Chakapuli is a typical seasonal dish particularly loved by Georgians. The best Chakapuli is prepared in the spring time because ingredients such as green herbs and plums are better at this time of year, but in restaurants the dish is prepared during the whole year. Chakapuli is mandatory on the Easter table. The meat of veal or lamb cut into pieces is simmered in a pan with a large quantity of very young green herbs, with green plums and a glass of local white wine. To season the dish, all you need is salt and red pepper powder. This mixture of flavors of meat and herbs as well as the acidity of the green plums give us a perfectly balanced and very interesting taste. The juicy and very tasty dish arrives at the table with white wine and Shoti bread. There is a vegan version for this dish where the meat is replaced by potato or mushrooms.

100% vegan colorful dish

Phkhali

Dishes made with vegetables and herbs are widely spread in Georgia. Especially in western regions. The basic ingredients such as an eggplant, a pepper, a carrot, a spinach, beans, a pumpkin, a beetroot and many others are added the chopped walnut (hazelnut) and seasoned with local spices and herbs. Vegetables are generally cooked or boiled then cut or chopped. In the preparation of Phkali a good amount of onion and garlic are used. The dishes that come together under the name Pkhali – are 100% vegan. Among visitors to the country the most popular is eggplant rolls with walnuts, but we advise you to taste everything that will be present on a platter of Pkhali. Pkhali is often accompanied by small corn flour pancakes and it is a perfect combination.

Georgian Fondue

Elarji

It is a dish from the Samegrelo region which is a mixture of corn flour and fresh cheese. Elarji requires only 3 ingredients but the dish is rich and has great nutritional value. The name of the dish is not yet studied. We are talking about two versions: according to one of these versions the word Elarji comes from a French verb “to widen” (the dish stretches a lot) because the French language was not strange for the region thanks to the marriage (end XIX century) between Achille Murat (from French royal family) and local Princess Salome Dadiani. According to another version Elarji comes from a Mingrelian word (a language of the Georgian language group which is spoken in the region of Samegrelo). To prepare the dish a special cast iron skillet is needed where water and corn flour are boiled. Once the base is ready, the mass is sufficiently homogeneous, we add a less salty local cheese which is recently prepared from cow’s milk. Slices of cheese gradually go into the pan and in order to dissolve the cheese, it is stirred constantly with a special spoon. Once the cheese is well melted in the mass, we let Elarji rest over a slow fire. Elarji is eaten hot as a main dish but sometimes as a garnish in meat dishes.
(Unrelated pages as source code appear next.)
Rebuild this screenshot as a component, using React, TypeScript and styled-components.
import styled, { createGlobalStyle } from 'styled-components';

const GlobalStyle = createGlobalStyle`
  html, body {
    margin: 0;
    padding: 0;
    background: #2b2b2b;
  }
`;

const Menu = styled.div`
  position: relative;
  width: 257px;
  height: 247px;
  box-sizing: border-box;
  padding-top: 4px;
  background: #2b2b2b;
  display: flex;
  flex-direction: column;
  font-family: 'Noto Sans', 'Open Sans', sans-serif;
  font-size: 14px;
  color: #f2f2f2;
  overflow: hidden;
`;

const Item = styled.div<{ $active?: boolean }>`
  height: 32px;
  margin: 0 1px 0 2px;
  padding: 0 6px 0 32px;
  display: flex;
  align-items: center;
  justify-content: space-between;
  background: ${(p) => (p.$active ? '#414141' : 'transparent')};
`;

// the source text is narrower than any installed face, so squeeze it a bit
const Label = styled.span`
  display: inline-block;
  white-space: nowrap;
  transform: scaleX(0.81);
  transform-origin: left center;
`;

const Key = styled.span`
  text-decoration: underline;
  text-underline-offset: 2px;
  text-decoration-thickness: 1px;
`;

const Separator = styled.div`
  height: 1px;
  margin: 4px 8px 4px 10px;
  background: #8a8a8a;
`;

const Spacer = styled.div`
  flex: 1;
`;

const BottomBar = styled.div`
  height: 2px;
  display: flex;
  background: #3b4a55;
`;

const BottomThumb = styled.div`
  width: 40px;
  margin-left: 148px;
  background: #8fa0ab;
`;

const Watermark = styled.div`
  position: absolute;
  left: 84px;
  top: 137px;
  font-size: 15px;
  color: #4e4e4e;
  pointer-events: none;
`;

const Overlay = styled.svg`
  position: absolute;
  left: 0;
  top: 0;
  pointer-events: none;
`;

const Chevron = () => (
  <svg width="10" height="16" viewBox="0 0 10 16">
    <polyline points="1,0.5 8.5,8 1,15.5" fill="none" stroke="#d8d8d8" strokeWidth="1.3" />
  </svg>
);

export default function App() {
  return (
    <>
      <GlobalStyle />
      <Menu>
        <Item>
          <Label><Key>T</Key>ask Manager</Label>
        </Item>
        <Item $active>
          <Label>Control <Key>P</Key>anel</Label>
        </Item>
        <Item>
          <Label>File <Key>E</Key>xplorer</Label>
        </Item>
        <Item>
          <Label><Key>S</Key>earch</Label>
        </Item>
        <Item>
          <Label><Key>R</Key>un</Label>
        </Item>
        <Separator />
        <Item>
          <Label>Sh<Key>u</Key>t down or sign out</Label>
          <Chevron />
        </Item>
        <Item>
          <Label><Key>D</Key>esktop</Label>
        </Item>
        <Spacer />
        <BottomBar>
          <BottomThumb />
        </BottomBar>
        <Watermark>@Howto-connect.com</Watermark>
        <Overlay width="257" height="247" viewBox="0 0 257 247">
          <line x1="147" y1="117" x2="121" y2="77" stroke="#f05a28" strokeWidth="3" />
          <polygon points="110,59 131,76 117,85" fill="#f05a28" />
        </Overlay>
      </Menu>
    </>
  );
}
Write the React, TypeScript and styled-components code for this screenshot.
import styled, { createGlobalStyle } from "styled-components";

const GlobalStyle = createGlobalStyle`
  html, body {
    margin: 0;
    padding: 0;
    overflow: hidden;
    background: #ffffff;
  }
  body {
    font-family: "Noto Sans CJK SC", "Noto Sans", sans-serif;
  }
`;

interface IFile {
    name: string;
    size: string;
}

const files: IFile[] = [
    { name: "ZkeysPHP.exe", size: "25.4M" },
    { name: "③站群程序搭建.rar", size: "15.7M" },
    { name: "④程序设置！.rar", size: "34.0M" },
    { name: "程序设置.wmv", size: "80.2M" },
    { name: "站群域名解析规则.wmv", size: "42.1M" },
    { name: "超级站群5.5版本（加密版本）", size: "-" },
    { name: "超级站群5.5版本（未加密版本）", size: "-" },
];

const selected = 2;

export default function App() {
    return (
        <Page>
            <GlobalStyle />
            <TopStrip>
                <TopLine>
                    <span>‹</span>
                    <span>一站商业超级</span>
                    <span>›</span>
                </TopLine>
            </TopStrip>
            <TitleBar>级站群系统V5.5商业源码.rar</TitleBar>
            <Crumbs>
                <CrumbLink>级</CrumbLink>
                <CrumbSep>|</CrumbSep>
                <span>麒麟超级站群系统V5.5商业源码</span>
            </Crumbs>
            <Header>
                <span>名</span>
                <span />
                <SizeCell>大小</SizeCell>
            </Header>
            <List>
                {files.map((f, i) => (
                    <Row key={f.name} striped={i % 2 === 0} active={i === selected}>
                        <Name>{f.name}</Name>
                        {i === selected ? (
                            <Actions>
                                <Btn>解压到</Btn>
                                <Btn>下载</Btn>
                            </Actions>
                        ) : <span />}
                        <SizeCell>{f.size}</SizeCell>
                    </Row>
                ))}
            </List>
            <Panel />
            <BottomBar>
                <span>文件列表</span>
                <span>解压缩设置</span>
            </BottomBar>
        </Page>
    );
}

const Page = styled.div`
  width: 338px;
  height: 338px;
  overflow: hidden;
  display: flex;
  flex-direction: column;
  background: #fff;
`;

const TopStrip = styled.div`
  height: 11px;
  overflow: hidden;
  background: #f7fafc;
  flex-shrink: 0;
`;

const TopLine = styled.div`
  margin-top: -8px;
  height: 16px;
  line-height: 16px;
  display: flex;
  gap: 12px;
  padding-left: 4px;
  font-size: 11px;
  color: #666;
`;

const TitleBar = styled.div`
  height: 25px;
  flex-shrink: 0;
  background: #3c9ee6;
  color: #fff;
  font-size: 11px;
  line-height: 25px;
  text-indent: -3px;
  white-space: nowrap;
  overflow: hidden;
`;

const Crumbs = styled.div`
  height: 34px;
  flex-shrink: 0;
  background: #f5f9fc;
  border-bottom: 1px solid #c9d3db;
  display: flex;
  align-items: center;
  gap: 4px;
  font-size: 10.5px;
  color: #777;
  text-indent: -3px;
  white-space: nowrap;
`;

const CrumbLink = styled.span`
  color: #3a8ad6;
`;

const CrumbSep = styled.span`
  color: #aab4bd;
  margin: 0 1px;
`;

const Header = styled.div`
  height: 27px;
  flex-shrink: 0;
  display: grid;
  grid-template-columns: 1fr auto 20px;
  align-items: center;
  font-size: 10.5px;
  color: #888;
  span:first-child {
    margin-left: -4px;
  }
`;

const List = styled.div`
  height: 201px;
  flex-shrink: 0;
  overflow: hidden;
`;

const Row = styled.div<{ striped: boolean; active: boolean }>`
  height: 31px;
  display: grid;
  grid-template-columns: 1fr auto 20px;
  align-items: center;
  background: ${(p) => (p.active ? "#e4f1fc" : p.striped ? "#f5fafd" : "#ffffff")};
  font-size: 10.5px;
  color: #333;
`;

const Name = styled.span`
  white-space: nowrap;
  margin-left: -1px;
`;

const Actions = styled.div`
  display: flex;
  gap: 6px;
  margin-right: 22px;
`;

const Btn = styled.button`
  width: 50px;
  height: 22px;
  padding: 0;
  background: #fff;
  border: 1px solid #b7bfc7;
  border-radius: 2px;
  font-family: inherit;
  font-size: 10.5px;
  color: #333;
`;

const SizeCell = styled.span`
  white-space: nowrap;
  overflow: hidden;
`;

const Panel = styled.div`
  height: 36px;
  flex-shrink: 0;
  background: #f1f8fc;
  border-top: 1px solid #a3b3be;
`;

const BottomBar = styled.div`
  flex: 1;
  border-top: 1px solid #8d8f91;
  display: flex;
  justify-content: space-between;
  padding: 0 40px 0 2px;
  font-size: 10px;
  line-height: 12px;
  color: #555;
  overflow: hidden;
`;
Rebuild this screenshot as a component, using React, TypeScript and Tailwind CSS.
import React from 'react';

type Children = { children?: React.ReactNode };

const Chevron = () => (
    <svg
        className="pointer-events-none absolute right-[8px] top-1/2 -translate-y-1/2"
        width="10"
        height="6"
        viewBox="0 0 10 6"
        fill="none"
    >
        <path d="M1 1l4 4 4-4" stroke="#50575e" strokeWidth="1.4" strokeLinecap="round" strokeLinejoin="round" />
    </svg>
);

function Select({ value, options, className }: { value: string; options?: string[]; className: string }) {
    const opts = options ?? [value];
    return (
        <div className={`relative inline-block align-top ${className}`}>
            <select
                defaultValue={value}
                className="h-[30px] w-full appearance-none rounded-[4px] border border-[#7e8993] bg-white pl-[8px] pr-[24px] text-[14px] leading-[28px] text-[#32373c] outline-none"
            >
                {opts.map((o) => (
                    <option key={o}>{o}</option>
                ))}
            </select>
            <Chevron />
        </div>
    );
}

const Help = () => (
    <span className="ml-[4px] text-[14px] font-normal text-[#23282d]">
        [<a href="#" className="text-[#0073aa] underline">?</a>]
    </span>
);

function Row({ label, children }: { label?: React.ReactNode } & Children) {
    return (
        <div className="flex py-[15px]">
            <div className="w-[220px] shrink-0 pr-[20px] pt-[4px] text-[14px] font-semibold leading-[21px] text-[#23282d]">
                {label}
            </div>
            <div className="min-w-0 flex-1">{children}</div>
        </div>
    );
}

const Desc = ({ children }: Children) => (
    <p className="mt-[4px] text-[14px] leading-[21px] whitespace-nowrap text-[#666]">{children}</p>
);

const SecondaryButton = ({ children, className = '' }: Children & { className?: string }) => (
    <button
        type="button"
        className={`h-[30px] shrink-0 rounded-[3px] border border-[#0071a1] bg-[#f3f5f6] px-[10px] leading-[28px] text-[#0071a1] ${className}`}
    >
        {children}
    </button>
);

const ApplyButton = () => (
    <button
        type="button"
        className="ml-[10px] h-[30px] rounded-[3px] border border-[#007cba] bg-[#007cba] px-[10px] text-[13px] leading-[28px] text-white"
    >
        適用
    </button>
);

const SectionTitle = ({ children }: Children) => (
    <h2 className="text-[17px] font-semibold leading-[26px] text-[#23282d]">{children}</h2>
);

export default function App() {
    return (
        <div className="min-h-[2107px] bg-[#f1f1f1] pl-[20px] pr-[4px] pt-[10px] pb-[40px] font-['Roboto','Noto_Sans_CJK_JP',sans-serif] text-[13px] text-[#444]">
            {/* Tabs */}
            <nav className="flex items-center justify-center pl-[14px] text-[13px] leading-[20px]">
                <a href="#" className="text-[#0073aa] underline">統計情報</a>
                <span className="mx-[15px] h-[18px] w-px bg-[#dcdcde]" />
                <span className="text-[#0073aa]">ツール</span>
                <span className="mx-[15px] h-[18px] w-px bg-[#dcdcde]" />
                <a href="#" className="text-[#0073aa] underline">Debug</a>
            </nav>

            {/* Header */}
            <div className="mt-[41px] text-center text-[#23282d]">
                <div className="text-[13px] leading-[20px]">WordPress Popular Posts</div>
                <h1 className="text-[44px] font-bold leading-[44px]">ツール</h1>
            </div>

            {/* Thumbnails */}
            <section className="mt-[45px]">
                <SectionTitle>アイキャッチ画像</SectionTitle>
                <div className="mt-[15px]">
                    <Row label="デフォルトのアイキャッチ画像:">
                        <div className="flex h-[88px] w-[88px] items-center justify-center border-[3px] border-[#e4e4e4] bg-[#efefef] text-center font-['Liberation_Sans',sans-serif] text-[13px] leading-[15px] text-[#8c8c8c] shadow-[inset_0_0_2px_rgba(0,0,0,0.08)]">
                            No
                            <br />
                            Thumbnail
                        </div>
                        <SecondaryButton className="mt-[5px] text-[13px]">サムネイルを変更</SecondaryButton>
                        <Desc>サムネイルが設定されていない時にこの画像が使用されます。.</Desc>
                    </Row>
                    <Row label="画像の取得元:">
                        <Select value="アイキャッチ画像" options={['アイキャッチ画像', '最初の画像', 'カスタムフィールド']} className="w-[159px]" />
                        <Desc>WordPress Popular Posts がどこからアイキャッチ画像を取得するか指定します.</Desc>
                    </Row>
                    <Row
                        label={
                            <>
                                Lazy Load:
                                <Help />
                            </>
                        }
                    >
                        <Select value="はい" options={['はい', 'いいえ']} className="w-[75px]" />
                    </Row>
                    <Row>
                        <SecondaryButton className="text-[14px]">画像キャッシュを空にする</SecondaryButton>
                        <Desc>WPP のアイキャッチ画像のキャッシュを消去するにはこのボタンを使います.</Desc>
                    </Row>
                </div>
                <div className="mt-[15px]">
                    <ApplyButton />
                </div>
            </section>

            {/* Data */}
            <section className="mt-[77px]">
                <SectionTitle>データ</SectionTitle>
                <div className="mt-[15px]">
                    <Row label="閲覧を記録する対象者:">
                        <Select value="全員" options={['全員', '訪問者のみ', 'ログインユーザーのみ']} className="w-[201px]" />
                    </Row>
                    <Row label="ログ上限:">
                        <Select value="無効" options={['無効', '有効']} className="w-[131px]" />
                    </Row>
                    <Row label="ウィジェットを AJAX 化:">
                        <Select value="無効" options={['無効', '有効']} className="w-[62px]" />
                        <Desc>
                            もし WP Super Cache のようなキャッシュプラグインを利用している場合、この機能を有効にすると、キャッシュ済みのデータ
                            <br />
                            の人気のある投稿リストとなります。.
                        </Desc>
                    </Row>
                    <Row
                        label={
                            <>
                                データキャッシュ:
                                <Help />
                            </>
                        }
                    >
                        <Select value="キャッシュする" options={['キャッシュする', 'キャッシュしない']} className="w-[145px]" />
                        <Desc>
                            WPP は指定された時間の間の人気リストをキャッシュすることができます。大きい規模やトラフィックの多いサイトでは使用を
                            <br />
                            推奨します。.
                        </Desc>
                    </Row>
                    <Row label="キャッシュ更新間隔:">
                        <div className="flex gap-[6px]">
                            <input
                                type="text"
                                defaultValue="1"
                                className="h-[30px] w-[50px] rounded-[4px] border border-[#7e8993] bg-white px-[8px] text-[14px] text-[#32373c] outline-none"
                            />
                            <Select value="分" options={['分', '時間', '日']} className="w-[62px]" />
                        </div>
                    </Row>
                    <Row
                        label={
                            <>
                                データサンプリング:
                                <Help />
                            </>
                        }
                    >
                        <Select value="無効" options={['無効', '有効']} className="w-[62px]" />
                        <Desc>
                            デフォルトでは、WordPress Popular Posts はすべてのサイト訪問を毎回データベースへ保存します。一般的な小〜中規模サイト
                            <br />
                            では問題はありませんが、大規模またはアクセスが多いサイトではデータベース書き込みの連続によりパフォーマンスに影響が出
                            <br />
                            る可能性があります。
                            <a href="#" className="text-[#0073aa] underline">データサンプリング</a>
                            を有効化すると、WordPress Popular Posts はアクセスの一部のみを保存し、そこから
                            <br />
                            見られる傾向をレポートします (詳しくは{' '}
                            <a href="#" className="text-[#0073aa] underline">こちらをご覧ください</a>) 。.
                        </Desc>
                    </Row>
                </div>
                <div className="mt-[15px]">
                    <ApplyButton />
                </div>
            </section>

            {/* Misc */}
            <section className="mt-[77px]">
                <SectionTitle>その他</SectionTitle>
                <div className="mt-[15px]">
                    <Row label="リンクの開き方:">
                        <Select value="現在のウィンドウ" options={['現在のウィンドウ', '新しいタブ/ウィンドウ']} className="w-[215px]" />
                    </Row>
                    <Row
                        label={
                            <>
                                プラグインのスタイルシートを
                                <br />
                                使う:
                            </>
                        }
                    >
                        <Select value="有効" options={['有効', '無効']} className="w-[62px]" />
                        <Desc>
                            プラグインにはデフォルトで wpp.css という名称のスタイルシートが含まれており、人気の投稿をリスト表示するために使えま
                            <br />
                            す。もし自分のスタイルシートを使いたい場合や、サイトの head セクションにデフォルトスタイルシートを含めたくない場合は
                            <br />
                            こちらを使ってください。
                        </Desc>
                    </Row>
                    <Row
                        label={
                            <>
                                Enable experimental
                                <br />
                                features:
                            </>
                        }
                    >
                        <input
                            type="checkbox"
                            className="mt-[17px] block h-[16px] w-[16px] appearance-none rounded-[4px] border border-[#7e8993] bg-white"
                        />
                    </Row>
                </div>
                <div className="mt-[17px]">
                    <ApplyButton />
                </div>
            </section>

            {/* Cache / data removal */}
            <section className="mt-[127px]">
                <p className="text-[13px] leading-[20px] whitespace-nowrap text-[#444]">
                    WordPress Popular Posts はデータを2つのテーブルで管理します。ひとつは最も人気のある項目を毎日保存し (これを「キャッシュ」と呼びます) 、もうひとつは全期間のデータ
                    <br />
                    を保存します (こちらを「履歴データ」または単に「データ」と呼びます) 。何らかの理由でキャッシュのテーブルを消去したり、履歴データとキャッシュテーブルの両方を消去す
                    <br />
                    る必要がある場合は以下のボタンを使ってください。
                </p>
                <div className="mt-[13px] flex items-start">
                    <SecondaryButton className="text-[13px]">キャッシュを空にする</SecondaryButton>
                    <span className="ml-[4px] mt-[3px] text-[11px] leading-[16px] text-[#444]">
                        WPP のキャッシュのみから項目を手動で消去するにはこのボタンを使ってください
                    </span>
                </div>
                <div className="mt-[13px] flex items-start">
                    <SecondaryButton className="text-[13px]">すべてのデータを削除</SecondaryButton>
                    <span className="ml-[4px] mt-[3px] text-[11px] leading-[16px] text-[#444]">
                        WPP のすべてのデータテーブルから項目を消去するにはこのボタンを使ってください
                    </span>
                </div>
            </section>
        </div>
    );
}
Georgian pudding made with grape juice

Phelamushi/Tatara

It’s time to introduce Georgian desserts. Georgian cuisine does not have a wide variety of desserts, but there are still some authentic typical recipes. Grapes are one of the central products in Georgian gastronomy. Along with wine, which is the sacred drink, certain dishes and desserts are prepared using grapes. A kind of Pudding is made from grape juice throughout the country. The only difference is that in the western regions they use more corn flour and the dessert is called Phelamushi and in the east (Tatara) with wheat flour. The preparation is simple, in a cast iron skillet we pour the grape juice (whether white or red) bring it to a boil and add a mixture (prepared in advance) of flour (corn or wheat) sugar and a little grape juice. Stir it for a few minutes and let it boil. Once the preparation is finished, we share it on the plates and decorate it with chopped walnuts or hazelnuts. In general, this dessert is eaten cold. The dessert is also based on a Georgian delicacy Churchkhela.

Traditional dessert for Christmas time

Gozinaki

A dessert that is inseparable from the New Year’s table. Its golden color and softness create a warm and festive atmosphere. To prepare a good Gozinaki we need honey (rather light than dark) and nuts such as walnuts, hazelnuts, pecans, almonds etc. but the traditional recipe is made using blanched walnuts, cut into tiny pieces and mixed with boiled honey. The mass is spread on a wooden cutting board using a wooden rolling pin. After a few minutes it is cut into small pieces and left to cool before consumption. Gozinaki preparation process takes some time and requires a lot of concentration. For most families, its preparation is like a real ritual involving the whole family, especially the children. In general, Gozinaki is not on restaurant menus. For those interested, it will be available in stores, but the best Gozinaki is the one prepared at home.

Georgian cheese

Cheese plate

Cheese is a very important product for the Georgian cuisine. Cheese is not considered a dessert, rather it is the accompaniment to a dish or even the main ingredient for certain dishes. The roots of Georgian cheeses lie in the distant past. The Archaeological Museum of Mtskheta (former capital of Georgia) has in its collection a special jar for cheese that is at least 28 centuries old. On the territory of the country there are more than 30 types of cheese, among these varieties some are more widely consumed such as Imerouli and Megrouli Soulgouni, but each region also has its own particular cheese, especially the mountainous regions. The cheese is made mostly from cow’s milk, but sheep’s and goat’s milk are also used, especially among shepherds. Almost everywhere in the restaurants you are offered a cheese platter but there are also small cheese-makers or small producers, especially in the regions, who will welcome you into their homes to let you taste the cheese and show the cheese-making process.